• _Exercise brief_:
Copy the data precisely, character for character, and leave out every picture.

• _Supplied information_:
****************************************

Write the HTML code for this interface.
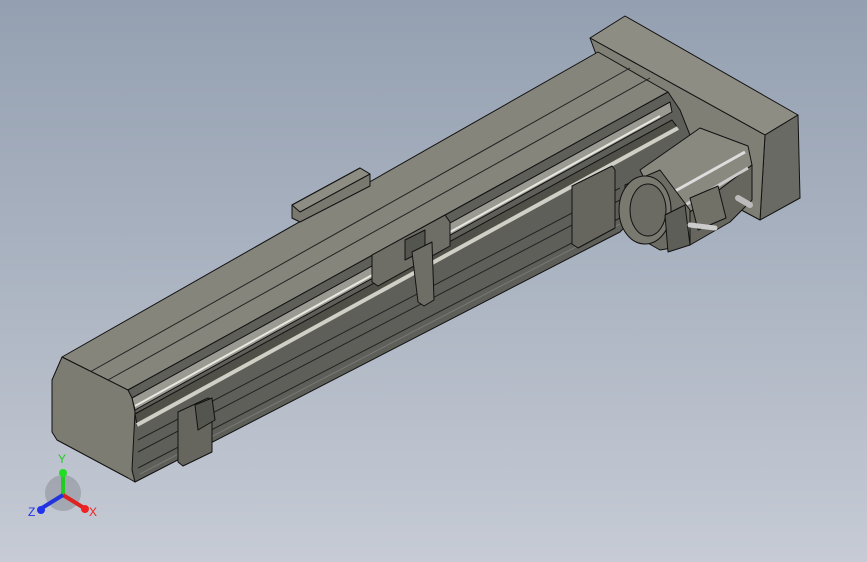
<!DOCTYPE html>
<html><head><meta charset="utf-8"><style>
html,body{margin:0;padding:0}
body{width:867px;height:562px;overflow:hidden;background:linear-gradient(180deg,#94a0b1 0%,#a9b2c0 45%,#c6cbd5 100%)}
svg{display:block}
</style></head><body>
<svg width="867" height="562" viewBox="0 0 867 562" xmlns="http://www.w3.org/2000/svg" stroke="#111" stroke-width="1" stroke-linejoin="round">
<!-- rear block -->
<polygon points="590,38 625,16 798,115 765,135" fill="#8e8d84"/>
<polygon points="765,135 798,115 800,198 760,220" fill="#6a6a64"/>
<polygon points="590,38 765,135 760,220 700,188 680,110 600,65" fill="#807f76"/>
<!-- main body top -->
<polygon points="62,357 598,52 668,92 128,390" fill="#86857c"/>
<line x1="90" y1="372" x2="630" y2="68" stroke="#222"/>
<line x1="108" y1="380" x2="650" y2="78" stroke="#222"/>
<!-- front face -->
<polygon points="128,390 668,92 680,110 690,135 690,160 620,232 135,482 130,470 132,420" fill="#5f5f5a"/>
<polygon points="132,398 670,102 672,112 135,410" fill="#9a9992"/>
<line x1="135" y1="406" x2="660" y2="116" stroke="#e8e8e0" stroke-width="2"/>
<polygon points="135,414 672,120 678,128 137,425" fill="#505049"/>
<line x1="137" y1="425" x2="678" y2="128" stroke="#cfcfc6" stroke-width="4"/>
<line x1="138" y1="440" x2="620" y2="188" stroke="#222"/>
<line x1="138" y1="452" x2="620" y2="200" stroke="#222"/>
<line x1="138" y1="468" x2="620" y2="218" stroke="#222"/>
<line x1="140" y1="474" x2="620" y2="224" stroke="#777"/>
<!-- end face -->
<polygon points="62,357 128,390 132,398 135,412 132,470 135,482 128,478 57,440 52,432 52,380" fill="#7d7c72"/>
<!-- top plate on carriage -->
<polygon points="292,205 360,168 370,174 370,186 300,222 292,218" fill="#7a7970"/>
<polygon points="292,205 360,168 370,174 300,212" fill="#8e8d84"/>
<!-- carriage block -->
<polygon points="372,255 445,215 450,222 450,246 378,286 372,282" fill="#6e6e66"/>
<polygon points="405,240 425,230 425,250 405,260" fill="#55554f"/>
<polygon points="412,252 432,242 434,300 424,306 418,302" fill="#6e6e66"/>
<!-- right bracket -->
<polygon points="572,186 612,166 615,170 615,228 578,248 572,244" fill="#66665e"/>
<!-- left bracket -->
<polygon points="178,412 208,398 212,400 212,452 183,466 178,462" fill="#66665e"/>
<polygon points="195,405 212,398 215,420 198,430" fill="#55554f"/>
<!-- motor -->
<polygon points="640,170 700,128 748,146 752,165 690,212 655,200" fill="#8a8980"/>
<polygon points="690,212 752,165 752,200 730,222 690,245" fill="#66665e"/>
<line x1="668" y1="195" x2="745" y2="152" stroke="#ddd" stroke-width="3"/>
<line x1="680" y1="208" x2="748" y2="168" stroke="#ccc" stroke-width="3"/>
<polygon points="625,185 660,170 690,210 690,245 660,250 625,230" fill="#6c6c64"/>
<ellipse cx="645" cy="210" rx="26" ry="34" fill="#7a7970"/>
<ellipse cx="648" cy="210" rx="18" ry="26" fill="#6b6b63"/>
<polygon points="665,215 685,205 690,245 668,252" fill="#5e5e58"/>
<polygon points="690,198 718,186 726,218 698,230" fill="#727168"/>
<line x1="690" y1="225" x2="715" y2="228" stroke="#ccc" stroke-width="5" stroke-linecap="round"/>
<line x1="738" y1="198" x2="750" y2="205" stroke="#bbb" stroke-width="6" stroke-linecap="round"/>
<!-- triad -->
<circle cx="63" cy="493" r="18" fill="#8f939c" stroke="none" opacity=".6"/>
<line x1="63" y1="495" x2="63" y2="474" stroke="#22cc22" stroke-width="4"/>
<circle cx="63" cy="473" r="4" fill="#22dd22" stroke="none"/>
<line x1="63" y1="495" x2="84" y2="508" stroke="#dd2222" stroke-width="4"/>
<circle cx="85" cy="509" r="4" fill="#ee2222" stroke="none"/>
<line x1="63" y1="495" x2="42" y2="508" stroke="#2233dd" stroke-width="4"/>
<circle cx="41" cy="510" r="4" fill="#2233ee" stroke="none"/>
<g stroke="none" font-family="Liberation Sans, sans-serif" font-size="12">
<text x="58" y="463" fill="#22cc22">Y</text>
<text x="89" y="516" fill="#ee2222">X</text>
<text x="28" y="516" fill="#2233ee">Z</text>
</g>
</svg>
</body></html>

****************************************

• _Complete answer_:
Write the HTML code for this interface.
<!DOCTYPE html>
<html><head><meta charset="utf-8"><style>
html,body{margin:0;padding:0}
body{width:867px;height:562px;overflow:hidden;background:linear-gradient(180deg,#94a0b1 0%,#a9b2c0 45%,#c6cbd5 100%)}
svg{display:block}
</style></head><body>
<svg width="867" height="562" viewBox="0 0 867 562" xmlns="http://www.w3.org/2000/svg" stroke="#111" stroke-width="1" stroke-linejoin="round">
<!-- rear block -->
<polygon points="590,38 625,16 798,115 765,135" fill="#8e8d84"/>
<polygon points="765,135 798,115 800,198 760,220" fill="#6a6a64"/>
<polygon points="590,38 765,135 760,220 700,188 680,110 600,65" fill="#807f76"/>
<!-- main body top -->
<polygon points="62,357 598,52 668,92 128,390" fill="#86857c"/>
<line x1="90" y1="372" x2="630" y2="68" stroke="#222"/>
<line x1="108" y1="380" x2="650" y2="78" stroke="#222"/>
<!-- front face -->
<polygon points="128,390 668,92 680,110 690,135 690,160 620,232 135,482 130,470 132,420" fill="#5f5f5a"/>
<polygon points="132,398 670,102 672,112 135,410" fill="#9a9992"/>
<line x1="135" y1="406" x2="660" y2="116" stroke="#e8e8e0" stroke-width="2"/>
<polygon points="135,414 672,120 678,128 137,425" fill="#505049"/>
<line x1="137" y1="425" x2="678" y2="128" stroke="#cfcfc6" stroke-width="4"/>
<line x1="138" y1="440" x2="620" y2="188" stroke="#222"/>
<line x1="138" y1="452" x2="620" y2="200" stroke="#222"/>
<line x1="138" y1="468" x2="620" y2="218" stroke="#222"/>
<line x1="140" y1="474" x2="620" y2="224" stroke="#777"/>
<!-- end face -->
<polygon points="62,357 128,390 132,398 135,412 132,470 135,482 128,478 57,440 52,432 52,380" fill="#7d7c72"/>
<!-- top plate on carriage -->
<polygon points="292,205 360,168 370,174 370,186 300,222 292,218" fill="#7a7970"/>
<polygon points="292,205 360,168 370,174 300,212" fill="#8e8d84"/>
<!-- carriage block -->
<polygon points="372,255 445,215 450,222 450,246 378,286 372,282" fill="#6e6e66"/>
<polygon points="405,240 425,230 425,250 405,260" fill="#55554f"/>
<polygon points="412,252 432,242 434,300 424,306 418,302" fill="#6e6e66"/>
<!-- right bracket -->
<polygon points="572,186 612,166 615,170 615,228 578,248 572,244" fill="#66665e"/>
<!-- left bracket -->
<polygon points="178,412 208,398 212,400 212,452 183,466 178,462" fill="#66665e"/>
<polygon points="195,405 212,398 215,420 198,430" fill="#55554f"/>
<!-- motor -->
<polygon points="640,170 700,128 748,146 752,165 690,212 655,200" fill="#8a8980"/>
<polygon points="690,212 752,165 752,200 730,222 690,245" fill="#66665e"/>
<line x1="668" y1="195" x2="745" y2="152" stroke="#ddd" stroke-width="3"/>
<line x1="680" y1="208" x2="748" y2="168" stroke="#ccc" stroke-width="3"/>
<polygon points="625,185 660,170 690,210 690,245 660,250 625,230" fill="#6c6c64"/>
<ellipse cx="645" cy="210" rx="26" ry="34" fill="#7a7970"/>
<ellipse cx="648" cy="210" rx="18" ry="26" fill="#6b6b63"/>
<polygon points="665,215 685,205 690,245 668,252" fill="#5e5e58"/>
<polygon points="690,198 718,186 726,218 698,230" fill="#727168"/>
<line x1="690" y1="225" x2="715" y2="228" stroke="#ccc" stroke-width="5" stroke-linecap="round"/>
<line x1="738" y1="198" x2="750" y2="205" stroke="#bbb" stroke-width="6" stroke-linecap="round"/>
<!-- triad -->
<circle cx="63" cy="493" r="18" fill="#8f939c" stroke="none" opacity=".6"/>
<line x1="63" y1="495" x2="63" y2="474" stroke="#22cc22" stroke-width="4"/>
<circle cx="63" cy="473" r="4" fill="#22dd22" stroke="none"/>
<line x1="63" y1="495" x2="84" y2="508" stroke="#dd2222" stroke-width="4"/>
<circle cx="85" cy="509" r="4" fill="#ee2222" stroke="none"/>
<line x1="63" y1="495" x2="42" y2="508" stroke="#2233dd" stroke-width="4"/>
<circle cx="41" cy="510" r="4" fill="#2233ee" stroke="none"/>
<g stroke="none" font-family="Liberation Sans, sans-serif" font-size="12">
<text x="58" y="463" fill="#22cc22">Y</text>
<text x="89" y="516" fill="#ee2222">X</text>
<text x="28" y="516" fill="#2233ee">Z</text>
</g>
</svg>
</body></html>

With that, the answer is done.